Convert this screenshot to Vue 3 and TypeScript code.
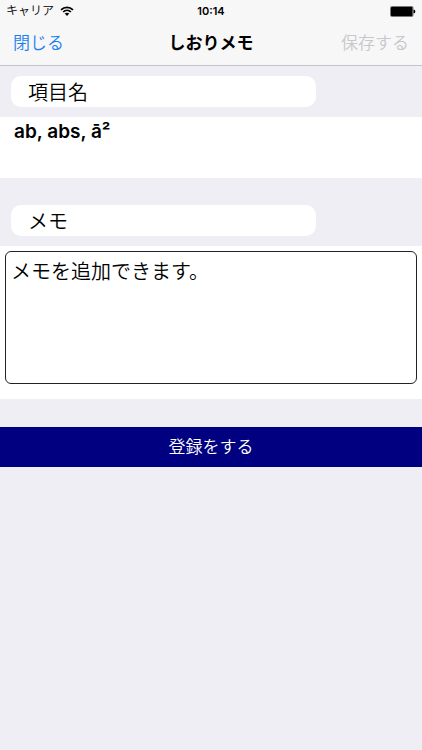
<script setup lang="ts">
import { ref } from 'vue'

const itemName = ref('ab, abs, ā²')
const memo = ref('メモを追加できます。')
</script>

<template>
  <div class="screen">
    <header class="top">
      <div class="status">
        <div class="carrier">
          <span>キャリア</span>
          <svg class="wifi" viewBox="0 0 14 10" aria-hidden="true">
            <path d="M1 3.9C4.4.6 9.6.6 13 3.9" />
            <path d="M3.1 6C5.3 3.9 8.7 3.9 10.9 6" />
            <path class="dot" d="M7 10 4.7 7.5Q7 5.8 9.3 7.5Z" />
          </svg>
        </div>
        <time class="clock">10:14</time>
        <svg class="battery" viewBox="0 0 26 11" aria-hidden="true">
          <rect class="shell" x="0.5" y="0.5" width="22.5" height="10" rx="1" />
          <rect x="1" y="1" width="21.5" height="9" rx="0.6" />
          <path d="M23.5 3.7h.8q1 0 1 1.8t-1 1.8h-.8z" />
        </svg>
      </div>
      <nav class="nav">
        <button type="button" class="action">閉じる</button>
        <h1 class="title">しおりメモ</h1>
        <button type="button" class="action save" disabled>保存する</button>
      </nav>
    </header>

    <form class="form" @submit.prevent>
      <label class="pill" for="item-name">項目名</label>
      <div class="panel">
        <input id="item-name" v-model="itemName" class="name" type="text" />
      </div>
      <label class="pill second" for="memo">メモ</label>
      <div class="panel">
        <textarea id="memo" v-model="memo" class="memo"></textarea>
      </div>
      <button type="submit" class="submit">登録をする</button>
    </form>
  </div>
</template>

<style>
body {
  background: #efeef4;
}
</style>

<style scoped>
.screen {
  min-height: 100vh;
  background: #efeef4;
  color: #000;
  font-family: "Liberation Sans", "Noto Sans CJK JP", sans-serif;
  font-weight: 350;
}

.screen * {
  box-sizing: border-box;
}

button,
input,
textarea {
  margin: 0;
  padding: 0;
  border: 0;
  border-radius: 0;
  background: none;
  color: inherit;
  font-family: inherit;
  font-weight: inherit;
  outline: none;
}

.top {
  background: #f7f7f8;
  border-bottom: 1px solid #c4c4c8;
}

.status {
  display: grid;
  grid-template-columns: 1fr auto 1fr;
  align-items: center;
  height: 22px;
  padding: 0 6px;
}

.carrier {
  display: flex;
  align-items: center;
  gap: 6px;
  font-size: 12px;
  line-height: 20px;
}

.wifi {
  width: 14px;
  height: 10px;
}

.wifi path {
  fill: none;
  stroke: #000;
  stroke-width: 1.7;
}

.wifi .dot {
  fill: #000;
  stroke: none;
}

.clock {
  font-family: Inter, "Liberation Sans", sans-serif;
  font-size: 11px;
  font-weight: 600;
}

.battery {
  justify-self: end;
  width: 26px;
  height: 11px;
}

.battery .shell {
  fill: none;
  stroke: #777;
}

.nav {
  display: grid;
  grid-template-columns: 1fr auto 1fr;
  align-items: center;
  height: 43px;
  padding: 0 13px;
}

.action {
  justify-self: start;
  color: #1a82f0;
  font-size: 17px;
  line-height: 24px;
}

.save {
  justify-self: end;
  color: #c8c8cb;
}

.title {
  margin: 0;
  font-size: 17px;
  font-weight: 700;
  line-height: 24px;
}

.form {
  display: flex;
  flex-direction: column;
  padding-top: 10px;
}

.pill {
  width: 305px;
  max-width: calc(100% - 22px);
  height: 31px;
  margin: 0 11px 10px;
  padding-left: 17px;
  border-radius: 10px;
  background: #fff;
  font-size: 20px;
  line-height: 34px;
}

.second {
  margin-top: 27px;
}

.panel {
  padding: 5px;
  background: #fff;
}

.name {
  display: block;
  width: 100%;
  height: 20px;
  margin-bottom: 31px;
  padding-left: 9px;
  font-family: Inter, "Liberation Sans", sans-serif;
  font-size: 19px;
  font-weight: 600;
  line-height: 20px;
}

.memo {
  display: block;
  width: 100%;
  height: 133px;
  margin-bottom: 10px;
  padding: 5px;
  border: 1px solid #222;
  border-radius: 6px;
  font-size: 20px;
  line-height: 30px;
  resize: none;
}

.submit {
  height: 40px;
  margin-top: 28px;
  background: #000080;
  color: #fff;
  font-size: 17px;
  line-height: 42px;
}
</style>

•••

**Given exercise**
Output the data exactly. Pictures don't belong in the result.

**Response**
Convert this screenshot to Vue 3 and TypeScript code.
<script setup lang="ts">
import { ref } from 'vue'

const itemName = ref('ab, abs, ā²')
const memo = ref('メモを追加できます。')
</script>

<template>
  <div class="screen">
    <header class="top">
      <div class="status">
        <div class="carrier">
          <span>キャリア</span>
          <svg class="wifi" viewBox="0 0 14 10" aria-hidden="true">
            <path d="M1 3.9C4.4.6 9.6.6 13 3.9" />
            <path d="M3.1 6C5.3 3.9 8.7 3.9 10.9 6" />
            <path class="dot" d="M7 10 4.7 7.5Q7 5.8 9.3 7.5Z" />
          </svg>
        </div>
        <time class="clock">10:14</time>
        <svg class="battery" viewBox="0 0 26 11" aria-hidden="true">
          <rect class="shell" x="0.5" y="0.5" width="22.5" height="10" rx="1" />
          <rect x="1" y="1" width="21.5" height="9" rx="0.6" />
          <path d="M23.5 3.7h.8q1 0 1 1.8t-1 1.8h-.8z" />
        </svg>
      </div>
      <nav class="nav">
        <button type="button" class="action">閉じる</button>
        <h1 class="title">しおりメモ</h1>
        <button type="button" class="action save" disabled>保存する</button>
      </nav>
    </header>

    <form class="form" @submit.prevent>
      <label class="pill" for="item-name">項目名</label>
      <div class="panel">
        <input id="item-name" v-model="itemName" class="name" type="text" />
      </div>
      <label class="pill second" for="memo">メモ</label>
      <div class="panel">
        <textarea id="memo" v-model="memo" class="memo"></textarea>
      </div>
      <button type="submit" class="submit">登録をする</button>
    </form>
  </div>
</template>

<style>
body {
  background: #efeef4;
}
</style>

<style scoped>
.screen {
  min-height: 100vh;
  background: #efeef4;
  color: #000;
  font-family: "Liberation Sans", "Noto Sans CJK JP", sans-serif;
  font-weight: 350;
}

.screen * {
  box-sizing: border-box;
}

button,
input,
textarea {
  margin: 0;
  padding: 0;
  border: 0;
  border-radius: 0;
  background: none;
  color: inherit;
  font-family: inherit;
  font-weight: inherit;
  outline: none;
}

.top {
  background: #f7f7f8;
  border-bottom: 1px solid #c4c4c8;
}

.status {
  display: grid;
  grid-template-columns: 1fr auto 1fr;
  align-items: center;
  height: 22px;
  padding: 0 6px;
}

.carrier {
  display: flex;
  align-items: center;
  gap: 6px;
  font-size: 12px;
  line-height: 20px;
}

.wifi {
  width: 14px;
  height: 10px;
}

.wifi path {
  fill: none;
  stroke: #000;
  stroke-width: 1.7;
}

.wifi .dot {
  fill: #000;
  stroke: none;
}

.clock {
  font-family: Inter, "Liberation Sans", sans-serif;
  font-size: 11px;
  font-weight: 600;
}

.battery {
  justify-self: end;
  width: 26px;
  height: 11px;
}

.battery .shell {
  fill: none;
  stroke: #777;
}

.nav {
  display: grid;
  grid-template-columns: 1fr auto 1fr;
  align-items: center;
  height: 43px;
  padding: 0 13px;
}

.action {
  justify-self: start;
  color: #1a82f0;
  font-size: 17px;
  line-height: 24px;
}

.save {
  justify-self: end;
  color: #c8c8cb;
}

.title {
  margin: 0;
  font-size: 17px;
  font-weight: 700;
  line-height: 24px;
}

.form {
  display: flex;
  flex-direction: column;
  padding-top: 10px;
}

.pill {
  width: 305px;
  max-width: calc(100% - 22px);
  height: 31px;
  margin: 0 11px 10px;
  padding-left: 17px;
  border-radius: 10px;
  background: #fff;
  font-size: 20px;
  line-height: 34px;
}

.second {
  margin-top: 27px;
}

.panel {
  padding: 5px;
  background: #fff;
}

.name {
  display: block;
  width: 100%;
  height: 20px;
  margin-bottom: 31px;
  padding-left: 9px;
  font-family: Inter, "Liberation Sans", sans-serif;
  font-size: 19px;
  font-weight: 600;
  line-height: 20px;
}

.memo {
  display: block;
  width: 100%;
  height: 133px;
  margin-bottom: 10px;
  padding: 5px;
  border: 1px solid #222;
  border-radius: 6px;
  font-size: 20px;
  line-height: 30px;
  resize: none;
}

.submit {
  height: 40px;
  margin-top: 28px;
  background: #000080;
  color: #fff;
  font-size: 17px;
  line-height: 42px;
}
</style>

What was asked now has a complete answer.